The right question is not: how do we force sameness?

The right question is:

Where is there enough real similarity to justify coordinated action?

Sometimes that means a group-wide standard.

Sometimes it means a regional playbook.

Sometimes it just means one market can stop reinventing a problem another market has already solved.

The best central functions are not trying to flatten reality. They are trying to decide where aggregation creates value and where it does not.

Why this matters more when the savings number gets serious

This problem has existed for a long time. What changes is how painful it feels when the pressure goes up.

If you are carrying a serious savings target, the tolerance for slow manual consolidation drops fast.

So does the tolerance for repeated local work that never turns into group-level action.

In that environment, market-by-market management starts to get expensive in ways that are hard to ignore. Not because local teams are wrong. Because the organization still lacks a reliable mechanism for spotting repeated patterns early enough to act.

That is where a lot of value leaks.

Where AI is actually useful

This is also where the AI story either becomes credible or falls apart.

The weak story is: ask the model what to do.

That is not a serious operating model.

The stronger story is much more operational.

AI is useful when it helps teams do the comparison work that humans struggle to do consistently across messy data at scale:

  • reconciling inconsistent names
  • spotting near-duplicates
  • comparing descriptions across markets
  • clustering related opportunities
  • producing a first pass of what should be reviewed together

That is a believable job for software.

Bad AI gives you more words. Good AI gives you a better shortlist.

It also fits how real supply chain teams make decisions. Nobody sensible wants a black box making high-stakes calls on its own. They want a faster, more systematic way to surface the right candidates, preserve the evidence, and make review easier.

That is AI helping the organization spend judgment on the right things, not replacing judgment.

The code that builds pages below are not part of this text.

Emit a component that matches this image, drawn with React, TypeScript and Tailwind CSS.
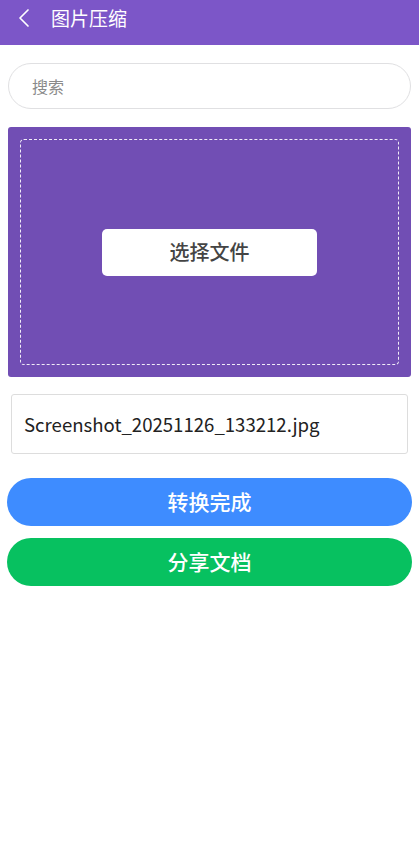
const font = { fontFamily: '"Noto Sans CJK SC", "Noto Sans", sans-serif' };

function BackIcon() {
  return (
    <svg width="14" height="20" viewBox="0 0 14 20" fill="none" className="ml-[17px]">
      <path d="M11 2 L3 10 L11 18" stroke="white" strokeWidth="1.7" strokeLinecap="round" strokeLinejoin="round" />
    </svg>
  );
}

export default function App() {
  return (
    <div className="w-[419px] min-h-[857px] bg-white" style={font}>
      <div className="h-[45px] bg-[#7c56c8] flex items-start pt-[8px]">
        <BackIcon />
        <span className="ml-[20px] text-[19px] text-white leading-[20px]">图片压缩</span>
      </div>

      <div className="px-2 pt-[18px]">
        <div className="h-[46px] rounded-full border border-[#e0e0e2] flex items-center pl-[23px] text-[16px] text-[#8a8a8a]">
          搜索
        </div>

        <div className="mt-[18px] h-[250px] bg-[#714eb4] rounded-[3px] p-3">
          <div className="h-full border border-dashed border-white/90 rounded-[4px] flex items-center justify-center">
            <div className="w-[215px] h-[47px] bg-white rounded-[5px] flex items-center justify-center text-[20px] font-medium text-[#444]">
              选择文件
            </div>
          </div>
        </div>

        <div className="mx-[3px] mt-[17px] h-[60px] border border-[#ddd] rounded-[3px] flex items-center pl-[12px] text-[18.6px] text-[#222]">
          Screenshot_20251126_133212.jpg
        </div>

        <div className="-mx-px mt-[24px] h-[48px] rounded-full bg-[#3e8cff] flex items-center justify-center text-[21px] font-medium text-white">
          转换完成
        </div>
        <div className="-mx-px mt-[12px] h-[48px] rounded-full bg-[#07c160] flex items-center justify-center text-[21px] font-medium text-white">
          分享文档
        </div>
      </div>
    </div>
  );
}
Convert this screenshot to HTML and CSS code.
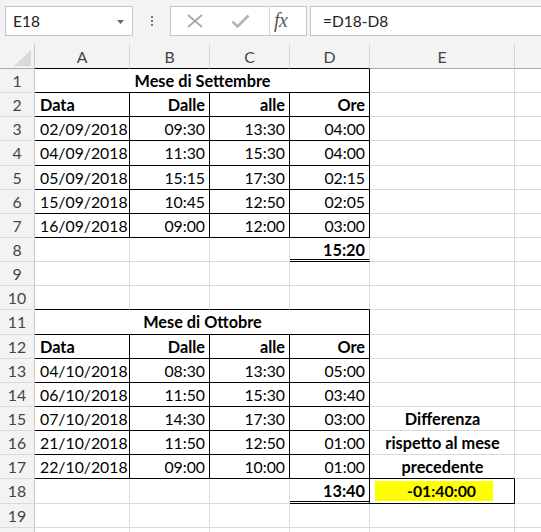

The question I would ask the leadership team

Most companies still ask some version of this:

Do we have visibility into each market?

That is a fair question. It is not the most useful one.

The better question is:

Can we reliably see when separate markets are pointing to the same opportunity?

If the answer is no, the failure modes are predictable:

  • local teams solve similar issues independently
  • business cases stay too small to get proper attention
  • harmonization opportunities surface too late
  • leadership discussions rely on anecdotes instead of pattern-level evidence
  • teams spend weeks consolidating instead of deciding

The next useful layer in enterprise supply chain is a decision layer, not another reporting layer. Not because companies need more software. Because the people carrying the number need a better way to turn distributed evidence into decisions that move.

If the center can only see what markets choose to escalate, it is managing by anecdote.

The companies that solve this will move faster than the ones that do not

This is the real prize: better speed, better prioritization, better conviction. Not visibility for its own sake.

When a company can see repeating patterns across markets earlier, it can size opportunities more accurately, scale good initiatives faster, and stop solving the same problem five times.

That is a very practical advantage.

And it is why the biggest supply chain opportunities are so often invisible market by market.

They are not hidden because the data does not exist.

They are hidden because most organizations still do not have a reliable way to compare, cluster, and package what their own markets are already saying.

Most big opportunities are not hidden. They are fragmented.